The Museum

The branch of the museum known as the Former Palace of Kraków Bishops offers space for four permanent exhibitions, temporary exhibitions, concerts, cultural events, as well as educational and research activities.

The branch of the museum is situated in the Former Palace of Kraków Bishops, the most valuable architectural monument in Kielce, and Poland’s only palace from the era of the House of Vasa that has survived in such excellent condition.

Erected between 1637 and 1644 at the initiative of the Kraków bishop Jakub Zadzik, the palace was intended to be one for magnates, worthy of the highest state and church dignitaries. Italian and domestic styles merge in its architecture, interior design, architectural details and decoration, while the architectural and painting decor reminds visitors about the achievements of its founder for his church and country.

Two wings were added to the palace in the first half of the 18th century, which as well as providing additional residential space, changed the nature of the structure, giving it more of a French entre court et jardin layout (meaning: between the courtyard and garden).
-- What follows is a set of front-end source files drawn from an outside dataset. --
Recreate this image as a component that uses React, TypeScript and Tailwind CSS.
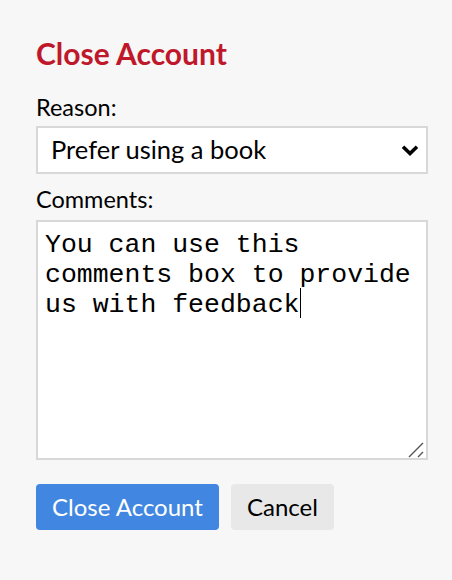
import React from 'react';

const reasons = [
  "Prefer using a book",
  "Too expensive",
  "Missing features",
  "Other",
];

const comment = "You can use this comments box to provide us with feedback";

const App = () => {
  return (
    <div className="min-h-[580px] w-[452px] bg-[#f7f7f7] pl-9 pr-6 pt-[35px] font-['Lato',sans-serif] text-black">
      <h1 className="text-[30px] font-bold leading-[36px] text-[#c0182b]">Close Account</h1>

      <label className="mt-[22px] mb-[5px] block text-[23.5px] leading-[28px]">Reason:</label>
      <div className="relative">
        <select
          defaultValue={reasons[0]}
          className="h-[48px] w-full appearance-none rounded-none border-2 border-[#d8d8d8] bg-white pl-[13px] pb-[2px] text-[25.5px] text-black outline-none"
        >
          {reasons.map((r) => (
            <option key={r} value={r}>{r}</option>
          ))}
        </select>
        <svg
          className="pointer-events-none absolute right-[9px] top-[19px]"
          width="18"
          height="11"
          viewBox="0 0 18 11"
        >
          <path d="M2 1.8 L9 8.5 L16 1.8" fill="none" stroke="black" strokeWidth="3.6" />
        </svg>
      </div>

      <label className="mt-[11px] mb-[7px] block text-[23.5px] leading-[28px]">Comments:</label>
      <div className="relative">
        <textarea
          defaultValue={comment}
          className="block h-[240px] w-full resize-none border-2 border-[#d8d8d8] bg-white px-[7px] pt-[8px] font-['Liberation_Mono',monospace] text-[26.5px] leading-[30px] text-black outline-none"
        />
        {/* caret after "feedback" */}
        <span className="pointer-events-none absolute left-[264px] top-[68px] h-[30px] w-px bg-black" />
        {/* resize grip */}
        <svg
          className="pointer-events-none absolute bottom-[2px] right-[3px]"
          width="17"
          height="16"
          viewBox="0 0 17 16"
        >
          <path d="M1 15 L15 1 M10 15 L15 10" stroke="#555" strokeWidth="1.4" />
        </svg>
      </div>

      <div className="mt-[24px] flex gap-3">
        <button className="h-[46px] rounded-[4px] bg-[#4187e2] px-[16px] text-[24px] text-white">Close Account</button>
        <button className="h-[46px] rounded-[4px] bg-[#e8e8e8] px-[16px] text-[24px] text-black">Cancel</button>
      </div>
    </div>
  );
};

export default App;
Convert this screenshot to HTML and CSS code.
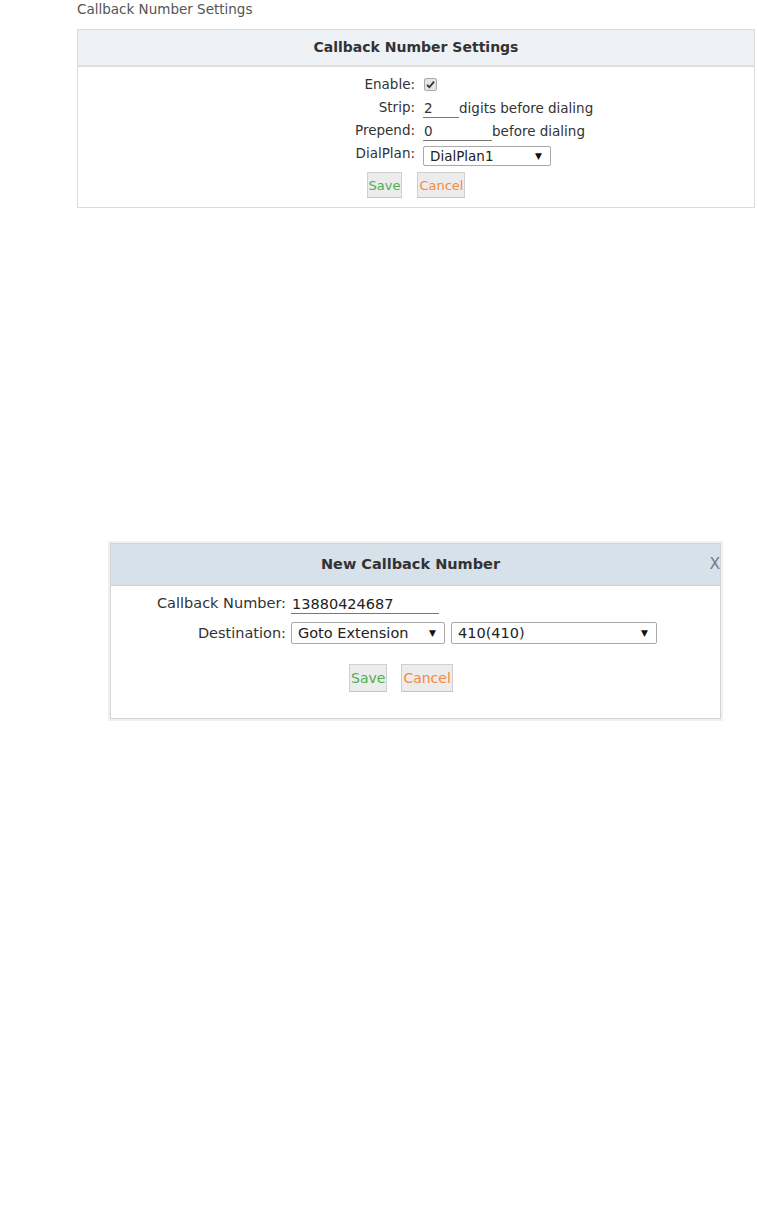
FILE: index.html
```html
<!DOCTYPE html>
<html lang="en">
<head>
    <meta charset="UTF-8">
    <title>Callback Number Settings</title>
    <link rel="stylesheet" href="styles.css">
</head>
<body>
    <div class="page-title">Callback Number Settings</div>

    <div class="panel">
        <div class="panel-head">Callback Number Settings</div>
        <div class="panel-body">
            <div class="form-grid">
                <label>Enable:</label>
                <div class="field">
                    <span class="checkbox">
                        <svg width="9" height="9" viewBox="0 0 9 9"><path d="M1 4.8 L3.4 7.2 L8 1.6" fill="none" stroke="#333" stroke-width="1.8"/></svg>
                    </span>
                </div>

                <label>Strip:</label>
                <div class="field"><span class="line-input w-strip">2</span>digits before dialing</div>

                <label>Prepend:</label>
                <div class="field"><span class="line-input w-prepend">0</span>before dialing</div>

                <label>DialPlan:</label>
                <div class="field"><span class="select w-dialplan">DialPlan1<span class="arrow">▼</span></span></div>
            </div>
            <div class="buttons">
                <button class="btn save">Save</button>
                <button class="btn cancel">Cancel</button>
            </div>
        </div>
    </div>

    <div class="dialog">
        <div class="dialog-inner">
            <div class="dialog-head">
                New Callback Number
                <span class="close">X</span>
            </div>
            <div class="dialog-body">
                <div class="dialog-grid">
                    <label>Callback Number:</label>
                    <div class="field"><span class="line-input w-number">13880424687</span></div>

                    <label>Destination:</label>
                    <div class="field">
                        <span class="select w-dest">Goto Extension<span class="arrow">▼</span></span>
                        <span class="select w-ext">410(410)<span class="arrow">▼</span></span>
                    </div>
                </div>
                <div class="dialog-buttons">
                    <button class="btn save">Save</button>
                    <button class="btn cancel">Cancel</button>
                </div>
            </div>
        </div>
    </div>
</body>
</html>
```

FILE: styles.css
```css
* {
    margin: 0;
    padding: 0;
    box-sizing: border-box;
}

body {
    font-family: "DejaVu Sans", sans-serif;
    font-size: 13.5px;
    color: #333;
    background: #fff;
    width: 757px;
}

.page-title {
    padding: 1px 0 0 77px;
    height: 29px;
    color: #555;
}

/* settings panel */
.panel {
    margin-left: 77px;
    width: 678px;
    border: 1px solid #dcdcdc;
}

.panel-head {
    height: 37px;
    line-height: 35px;
    background: #eef2f7;
    border-bottom: 2px solid #dedede;
    text-align: center;
    font-weight: bold;
    font-size: 14px;
}

.panel-body {
    padding: 6px 0 9px;
}

.form-grid {
    display: grid;
    grid-template-columns: 337px auto;
    column-gap: 8px;
    grid-auto-rows: 23px;
}

.form-grid label {
    text-align: right;
    line-height: 22px;
}

.field {
    display: flex;
    align-items: center;
}

.checkbox {
    width: 13px;
    height: 13px;
    margin-left: 1px;
    border: 1px solid #aaa;
    border-radius: 2px;
    background: #e4e4e4;
    display: flex;
    align-items: center;
    justify-content: center;
}

.line-input {
    display: inline-block;
    height: 18px;
    line-height: 17px;
    padding-left: 1px;
    border-bottom: 1px solid #777;
    margin-top: 2px;
}

.w-strip { width: 36px; }
.w-prepend { width: 69px; }

.select {
    position: relative;
    display: inline-block;
    height: 20px;
    line-height: 18px;
    padding-left: 6px;
    border: 1px solid #a9a9a9;
    border-radius: 2px;
    background: #fff;
    color: #222;
}

.select .arrow {
    position: absolute;
    right: 8px;
    top: 0;
    font-size: 9px;
    color: #111;
}

.w-dialplan {
    width: 128px;
    margin-top: 5px;
}

.buttons {
    display: flex;
    justify-content: center;
    gap: 15px;
    margin-top: 7px;
}

.btn {
    font-family: "DejaVu Sans", sans-serif;
    font-size: 13px;
    height: 26px;
    padding: 0 1px;
    background: #ececec;
    border: 1px solid #cfcfcf;
    border-bottom-color: #c4c4c4;
    cursor: pointer;
}

.btn.save { color: #4cb050; }
.btn.cancel { color: #f58a3c; }

/* new callback dialog */
.dialog {
    margin: 333px 0 0 108px;
    width: 615px;
    border: 2px solid #f0f0f0;
}

.dialog-inner {
    border: 1px solid #d4d4d4;
    font-size: 14.5px;
}

.dialog-head {
    position: relative;
    height: 42px;
    line-height: 41px;
    background: #d6e1ea;
    border-bottom: 1px solid #c9d3dc;
    text-align: center;
    font-weight: bold;
    font-size: 14.5px;
    color: #333;
    padding-right: 10px;
}

.close {
    position: absolute;
    right: 0;
    top: 0;
    font-weight: normal;
    font-size: 15.5px;
    color: #6f7c88;
}

.dialog-body {
    padding: 6px 0 26px;
}

.dialog-grid {
    display: grid;
    grid-template-columns: 175px auto;
    column-gap: 5px;
    row-gap: 8px;
}

.dialog-grid label {
    text-align: right;
    line-height: 22px;
    color: #333;
}

.w-number {
    width: 148px;
    height: 20px;
    line-height: 21px;
    color: #222;
}

.dialog-grid .select {
    height: 22px;
    line-height: 20px;
}

.w-dest { width: 154px; }
.w-ext { width: 206px; margin-left: 6px; }

.dialog-buttons {
    display: flex;
    gap: 14px;
    padding-left: 238px;
    margin-top: 20px;
}

.dialog-buttons .btn {
    height: 28px;
    font-size: 14px;
}
```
That layout has survived and it is now a picturesque highlight in the city's landscape.

The palace functioned as a temporary seat for Kraków bishops until 1789, when bishops’ properties were nationalised based on a resolution of the Great Sejm. However, it remained the headquarters of the state authorities. In the 19th and 20th centuries, the palace was used as offices for public, military and educational institutions.
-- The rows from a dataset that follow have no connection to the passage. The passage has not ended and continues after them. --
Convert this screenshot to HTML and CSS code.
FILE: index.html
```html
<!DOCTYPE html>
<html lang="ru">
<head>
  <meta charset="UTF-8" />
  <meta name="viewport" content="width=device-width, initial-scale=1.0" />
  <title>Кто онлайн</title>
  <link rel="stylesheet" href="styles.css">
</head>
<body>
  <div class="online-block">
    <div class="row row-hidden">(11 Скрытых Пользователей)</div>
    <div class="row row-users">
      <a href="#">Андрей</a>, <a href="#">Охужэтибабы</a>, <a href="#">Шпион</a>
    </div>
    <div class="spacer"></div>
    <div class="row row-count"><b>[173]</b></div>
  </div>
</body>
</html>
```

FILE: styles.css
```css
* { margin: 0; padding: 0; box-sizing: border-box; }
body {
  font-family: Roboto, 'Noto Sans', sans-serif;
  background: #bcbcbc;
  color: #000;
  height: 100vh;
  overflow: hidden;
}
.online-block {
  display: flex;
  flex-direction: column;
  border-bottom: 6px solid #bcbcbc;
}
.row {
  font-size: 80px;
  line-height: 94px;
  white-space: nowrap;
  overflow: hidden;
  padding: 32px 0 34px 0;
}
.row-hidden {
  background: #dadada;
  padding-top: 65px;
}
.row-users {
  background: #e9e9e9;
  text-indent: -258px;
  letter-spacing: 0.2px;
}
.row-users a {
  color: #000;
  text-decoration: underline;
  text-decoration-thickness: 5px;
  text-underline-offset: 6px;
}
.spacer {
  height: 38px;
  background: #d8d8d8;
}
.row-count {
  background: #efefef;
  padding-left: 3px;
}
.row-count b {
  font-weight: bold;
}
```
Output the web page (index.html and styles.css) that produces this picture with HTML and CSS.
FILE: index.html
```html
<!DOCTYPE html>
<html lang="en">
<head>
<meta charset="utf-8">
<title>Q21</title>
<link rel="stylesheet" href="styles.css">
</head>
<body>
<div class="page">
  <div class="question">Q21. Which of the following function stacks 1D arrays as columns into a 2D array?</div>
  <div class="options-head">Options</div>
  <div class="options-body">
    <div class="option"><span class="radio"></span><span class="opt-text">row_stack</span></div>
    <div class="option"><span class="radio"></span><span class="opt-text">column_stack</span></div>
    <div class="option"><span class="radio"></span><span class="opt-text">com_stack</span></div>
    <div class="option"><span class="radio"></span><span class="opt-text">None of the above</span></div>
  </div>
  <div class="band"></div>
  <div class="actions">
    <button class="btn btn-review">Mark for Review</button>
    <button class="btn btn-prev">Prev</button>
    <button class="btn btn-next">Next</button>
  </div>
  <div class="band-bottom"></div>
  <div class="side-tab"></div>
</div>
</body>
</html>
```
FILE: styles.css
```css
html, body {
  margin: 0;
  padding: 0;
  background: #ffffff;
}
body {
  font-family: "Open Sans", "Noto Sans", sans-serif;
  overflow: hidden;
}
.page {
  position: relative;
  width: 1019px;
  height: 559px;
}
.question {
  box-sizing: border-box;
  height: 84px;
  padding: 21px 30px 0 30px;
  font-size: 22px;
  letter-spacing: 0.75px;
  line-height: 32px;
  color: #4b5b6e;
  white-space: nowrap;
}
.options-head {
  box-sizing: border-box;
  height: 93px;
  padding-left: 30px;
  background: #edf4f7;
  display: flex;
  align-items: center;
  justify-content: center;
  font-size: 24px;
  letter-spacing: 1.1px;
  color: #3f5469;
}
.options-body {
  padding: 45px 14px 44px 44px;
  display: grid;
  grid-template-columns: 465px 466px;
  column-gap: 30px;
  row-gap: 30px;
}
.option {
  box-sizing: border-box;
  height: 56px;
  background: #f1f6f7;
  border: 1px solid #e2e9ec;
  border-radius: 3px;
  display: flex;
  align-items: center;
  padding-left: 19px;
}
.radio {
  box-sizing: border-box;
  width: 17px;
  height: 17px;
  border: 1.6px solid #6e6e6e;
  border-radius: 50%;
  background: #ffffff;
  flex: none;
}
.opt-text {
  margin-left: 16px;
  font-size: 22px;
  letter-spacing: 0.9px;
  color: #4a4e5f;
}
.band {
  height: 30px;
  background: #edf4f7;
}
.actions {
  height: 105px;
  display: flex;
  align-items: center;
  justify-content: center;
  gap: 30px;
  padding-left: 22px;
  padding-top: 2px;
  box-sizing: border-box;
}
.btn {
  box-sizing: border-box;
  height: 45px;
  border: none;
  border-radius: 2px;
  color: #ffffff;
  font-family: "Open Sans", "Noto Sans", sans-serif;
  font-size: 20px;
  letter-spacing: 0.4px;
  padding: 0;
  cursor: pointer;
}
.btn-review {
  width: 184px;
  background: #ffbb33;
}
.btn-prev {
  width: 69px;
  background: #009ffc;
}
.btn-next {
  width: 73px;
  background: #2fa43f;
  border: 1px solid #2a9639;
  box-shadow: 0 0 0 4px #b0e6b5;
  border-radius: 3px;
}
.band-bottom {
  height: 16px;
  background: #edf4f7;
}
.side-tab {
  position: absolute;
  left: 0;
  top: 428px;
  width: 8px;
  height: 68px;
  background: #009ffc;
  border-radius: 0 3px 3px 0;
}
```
In 1971 it was adapted for exhibition purposes as part of the Kielce museum.

It currently offers:

  • Historical interiors from the 17th and 18th centuries – including high quality furniture, textiles, paintings, artistic craft from the 17th and 18th centuries in piano nobile, with a major part of the original design still surviving: unique frame ceilings made in the workshop of Tomasz Dolabella, court painter of the House of Vasa, polychromed beam ceilings, under-ceiling friezes, marble portals, fireplaces and floors.
  • Marshal Józef Piłsudski Sanctuary – exhibition of mementoes connected with the legionary past of Kielce, occupying three rooms of the south-western corner of the ground floor. The initiative to create the sanctuary in the headquarters of Józef Piłsudski during his stay in Kielce in 1914 appeared as early as in the interwar period. It was revisited and implemented in 1990.
  • Gallery of Polish Painting and European Decorative Arts – one of Poland’s best exhibitions of Polish paintings from the 17th to the mid-20th century, available in the northern wing since 1998. It includes over 250 paintings by the most prominent of Polish painters (Piotr Michałowski, Józef Szermentowski, Maurycy Gottlieb, Józef Chełmoński, Aleksander Gierymski, Olga Boznańska, Jacek Malczewski, Stanisław Wyspiański, Witold Wojtkiewicz, Leon Wyczółkowski and many others). The exhibition is accompanied by spectacular examples of European decorative arts.
  • Numismatics Studio – the latest permanent exhibition, available since November 2015 on the upper floor of the palace, devoted to the history of money in the region during the Middle Ages and in modern times.

 

The ground floor rooms offer temporary exhibitions and artistic workshops, as well as an educational zone for families (Lafarge Free Zone), and a shop with museum publications and gifts. The reception desk section has multimedia games available.

On the west side of the palace there is an Italian garden, reconstructed according to historical sources. It is surrounded by a wall with a bastion (puntone) known as the Powder Tower (Baszta Prochowa), which in 2012 was adapted for information and tourist purposes.